Student apologizes for Blackhawks sweatshirt in class 

Student wears Blackhawks sweatshirt to class with Native American instructor.

Maddy Simpson | The Clarion

On April 25, student Cody Albrecht issued a public apology for wearing a Blackhawks sweatshirt a week prior in class Social Perspectives, Human Worth and Social Action led by Native American instructor, James Jacobs, and adjunct professor Tricia Fenrick.

Albrecht declined a request for an interview with the Clarion, noting fear of damage to the reconciliation between he and Jacobs.

The class viewed movie Dakota 38, telling the story of the largest one-day execution in American history, when 38 individuals from the Dakota tribe were hanged.

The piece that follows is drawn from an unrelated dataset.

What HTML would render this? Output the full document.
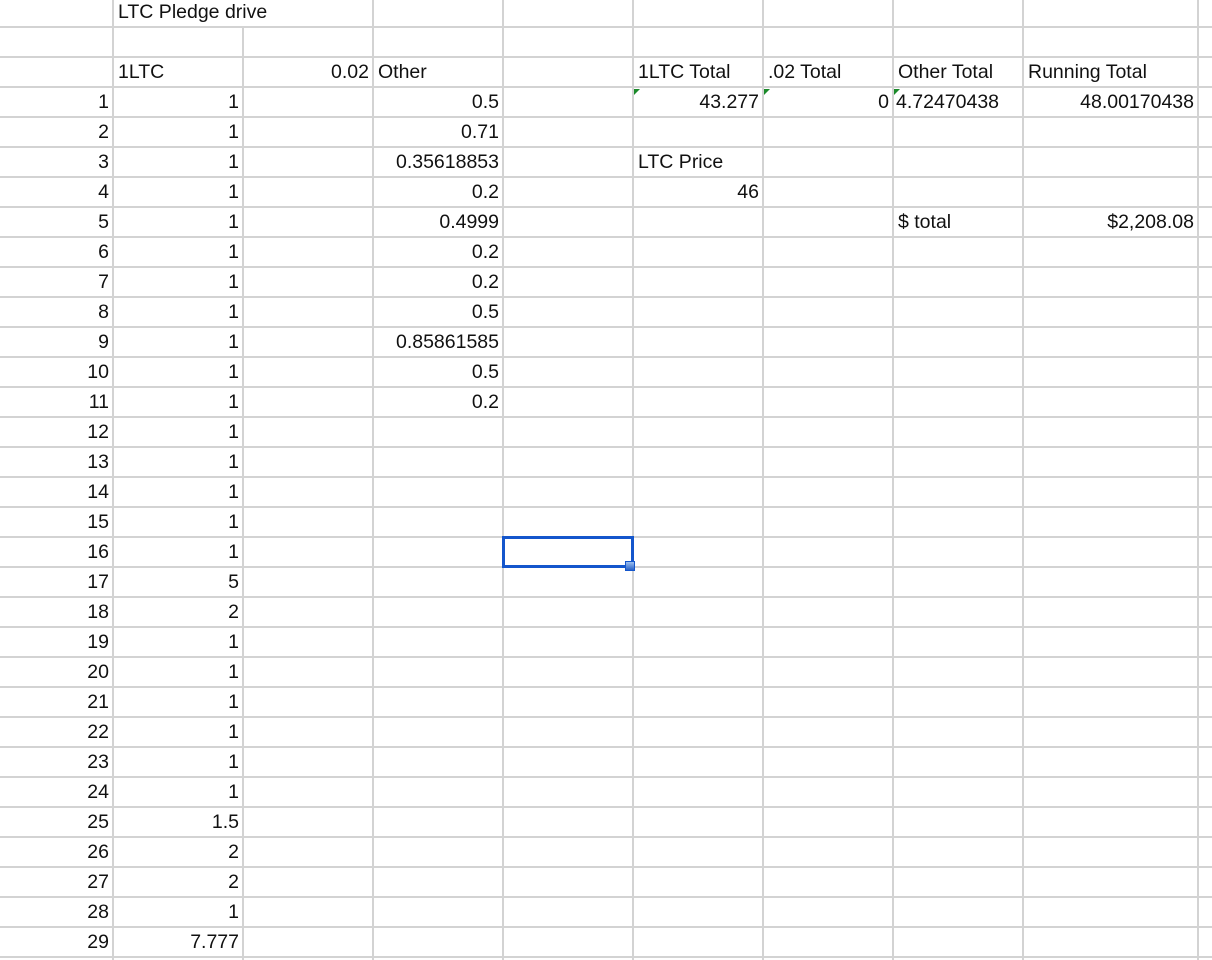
<!DOCTYPE html>
<html style="overflow:hidden;height:960px"><head><meta charset="utf-8"><style>
body{margin:0;width:1212px;height:960px;background:#fff;position:relative;overflow:hidden;font-family:"Liberation Sans",Arial,sans-serif;color:#111}
.h{position:absolute;left:0;width:1212px;height:2px;background:#d3d3d3}
.v{position:absolute;width:2px;background:#d3d3d3;top:0;height:960px}
.c{position:absolute;height:30px;line-height:31px;font-size:19.5px;white-space:nowrap}
.r{text-align:right}
.tri{position:absolute;width:0;height:0;border-top:6px solid #1a8a2a;border-right:6px solid transparent}
</style></head><body>
<div class="h" style="top:26px"></div>
<div class="h" style="top:56px"></div><div class="h" style="top:86px"></div><div class="h" style="top:116px"></div><div class="h" style="top:146px"></div><div class="h" style="top:176px"></div><div class="h" style="top:206px"></div><div class="h" style="top:236px"></div><div class="h" style="top:266px"></div><div class="h" style="top:296px"></div><div class="h" style="top:326px"></div><div class="h" style="top:356px"></div><div class="h" style="top:386px"></div><div class="h" style="top:416px"></div><div class="h" style="top:446px"></div><div class="h" style="top:476px"></div><div class="h" style="top:506px"></div><div class="h" style="top:536px"></div><div class="h" style="top:566px"></div><div class="h" style="top:596px"></div><div class="h" style="top:626px"></div><div class="h" style="top:656px"></div><div class="h" style="top:686px"></div><div class="h" style="top:716px"></div><div class="h" style="top:746px"></div><div class="h" style="top:776px"></div><div class="h" style="top:806px"></div><div class="h" style="top:836px"></div><div class="h" style="top:866px"></div><div class="h" style="top:896px"></div><div class="h" style="top:926px"></div><div class="h" style="top:956px"></div>
<div class="v" style="left:112px"></div>
<div class="v" style="left:242px;top:27px;height:933px"></div>
<div class="v" style="left:372px"></div>
<div class="v" style="left:502px"></div>
<div class="v" style="left:632px"></div>
<div class="v" style="left:762px"></div>
<div class="v" style="left:892px"></div>
<div class="v" style="left:1022px"></div>
<div class="v" style="left:1197px"></div>

<div class="c" style="left:118px;top:-3px;height:27px">LTC Pledge drive</div>
<div class="c" style="left:118px;top:57px">1LTC</div>
<div class="c r" style="left:243px;width:126px;top:57px">0.02</div>
<div class="c" style="left:378px;top:57px">Other</div>
<div class="c" style="left:638px;top:57px">1LTC Total</div>
<div class="c" style="left:768px;top:57px">.02 Total</div>
<div class="c" style="left:898px;top:57px">Other Total</div>
<div class="c" style="left:1028px;top:57px">Running Total</div>

<div class="tri" style="left:634px;top:89px"></div>
<div class="tri" style="left:764px;top:89px"></div>
<div class="tri" style="left:894px;top:89px"></div>
<div class="c r" style="left:633px;width:126px;top:87px">43.277</div>
<div class="c r" style="left:763px;width:126px;top:87px">0</div>
<div class="c" style="left:896px;top:87px">4.72470438</div>
<div class="c r" style="left:1023px;width:171px;top:87px">48.00170438</div>
<div class="c" style="left:638px;top:147px">LTC Price</div>
<div class="c r" style="left:633px;width:126px;top:177px">46</div>
<div class="c" style="left:898px;top:207px">$ total</div>
<div class="c r" style="left:1023px;width:171px;top:207px">$2,208.08</div>

<div class="c r" style="left:0;width:109px;top:87px">1</div><div class="c r" style="left:113px;width:126px;top:87px">1</div><div class="c r" style="left:373px;width:126px;top:87px">0.5</div>
<div class="c r" style="left:0;width:109px;top:117px">2</div><div class="c r" style="left:113px;width:126px;top:117px">1</div><div class="c r" style="left:373px;width:126px;top:117px">0.71</div>
<div class="c r" style="left:0;width:109px;top:147px">3</div><div class="c r" style="left:113px;width:126px;top:147px">1</div><div class="c r" style="left:373px;width:126px;top:147px">0.35618853</div>
<div class="c r" style="left:0;width:109px;top:177px">4</div><div class="c r" style="left:113px;width:126px;top:177px">1</div><div class="c r" style="left:373px;width:126px;top:177px">0.2</div>
<div class="c r" style="left:0;width:109px;top:207px">5</div><div class="c r" style="left:113px;width:126px;top:207px">1</div><div class="c r" style="left:373px;width:126px;top:207px">0.4999</div>
<div class="c r" style="left:0;width:109px;top:237px">6</div><div class="c r" style="left:113px;width:126px;top:237px">1</div><div class="c r" style="left:373px;width:126px;top:237px">0.2</div>
<div class="c r" style="left:0;width:109px;top:267px">7</div><div class="c r" style="left:113px;width:126px;top:267px">1</div><div class="c r" style="left:373px;width:126px;top:267px">0.2</div>
<div class="c r" style="left:0;width:109px;top:297px">8</div><div class="c r" style="left:113px;width:126px;top:297px">1</div><div class="c r" style="left:373px;width:126px;top:297px">0.5</div>
<div class="c r" style="left:0;width:109px;top:327px">9</div><div class="c r" style="left:113px;width:126px;top:327px">1</div><div class="c r" style="left:373px;width:126px;top:327px">0.85861585</div>
<div class="c r" style="left:0;width:109px;top:357px">10</div><div class="c r" style="left:113px;width:126px;top:357px">1</div><div class="c r" style="left:373px;width:126px;top:357px">0.5</div>
<div class="c r" style="left:0;width:109px;top:387px">11</div><div class="c r" style="left:113px;width:126px;top:387px">1</div><div class="c r" style="left:373px;width:126px;top:387px">0.2</div>
<div class="c r" style="left:0;width:109px;top:417px">12</div><div class="c r" style="left:113px;width:126px;top:417px">1</div>
<div class="c r" style="left:0;width:109px;top:447px">13</div><div class="c r" style="left:113px;width:126px;top:447px">1</div>
<div class="c r" style="left:0;width:109px;top:477px">14</div><div class="c r" style="left:113px;width:126px;top:477px">1</div>
<div class="c r" style="left:0;width:109px;top:507px">15</div><div class="c r" style="left:113px;width:126px;top:507px">1</div>
<div class="c r" style="left:0;width:109px;top:537px">16</div><div class="c r" style="left:113px;width:126px;top:537px">1</div>
<div class="c r" style="left:0;width:109px;top:567px">17</div><div class="c r" style="left:113px;width:126px;top:567px">5</div>
<div class="c r" style="left:0;width:109px;top:597px">18</div><div class="c r" style="left:113px;width:126px;top:597px">2</div>
<div class="c r" style="left:0;width:109px;top:627px">19</div><div class="c r" style="left:113px;width:126px;top:627px">1</div>
<div class="c r" style="left:0;width:109px;top:657px">20</div><div class="c r" style="left:113px;width:126px;top:657px">1</div>
<div class="c r" style="left:0;width:109px;top:687px">21</div><div class="c r" style="left:113px;width:126px;top:687px">1</div>
<div class="c r" style="left:0;width:109px;top:717px">22</div><div class="c r" style="left:113px;width:126px;top:717px">1</div>
<div class="c r" style="left:0;width:109px;top:747px">23</div><div class="c r" style="left:113px;width:126px;top:747px">1</div>
<div class="c r" style="left:0;width:109px;top:777px">24</div><div class="c r" style="left:113px;width:126px;top:777px">1</div>
<div class="c r" style="left:0;width:109px;top:807px">25</div><div class="c r" style="left:113px;width:126px;top:807px">1.5</div>
<div class="c r" style="left:0;width:109px;top:837px">26</div><div class="c r" style="left:113px;width:126px;top:837px">2</div>
<div class="c r" style="left:0;width:109px;top:867px">27</div><div class="c r" style="left:113px;width:126px;top:867px">2</div>
<div class="c r" style="left:0;width:109px;top:897px">28</div><div class="c r" style="left:113px;width:126px;top:897px">1</div>
<div class="c r" style="left:0;width:109px;top:927px">29</div><div class="c r" style="left:113px;width:126px;top:927px">7.777</div>

<div style="position:absolute;left:502px;top:536px;width:126px;height:26px;border:3px solid #1456cc"></div>
<div style="position:absolute;left:625px;top:561px;width:8px;height:8px;background:linear-gradient(#9cc0f0,#2a62c8);border:1px solid #1456cc"></div>
</body></html>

After a break, Illinois-native Albrecht returned to class wearing a Blackhawks sweatshirt. The Blackhawks are the National Hockey League team from Chicago. Like the Redskins, the name and mascot of the Blackhawks has received criticism for being offensive to Native American groups.

According to students in the class who preferred not to be named, Albrecht offered to turn his sweatshirt inside out after becoming aware of the unease in the classroom due to his sweatshirt.

Jacobs posted on his personal Facebook twice about the incident, and has since deleted his initial post. The second post notes that, since his first post, the student had issued a public apology and the situation became an “incredible learning opportunity.” The Clarion could not obtain the text from the initial deleted post.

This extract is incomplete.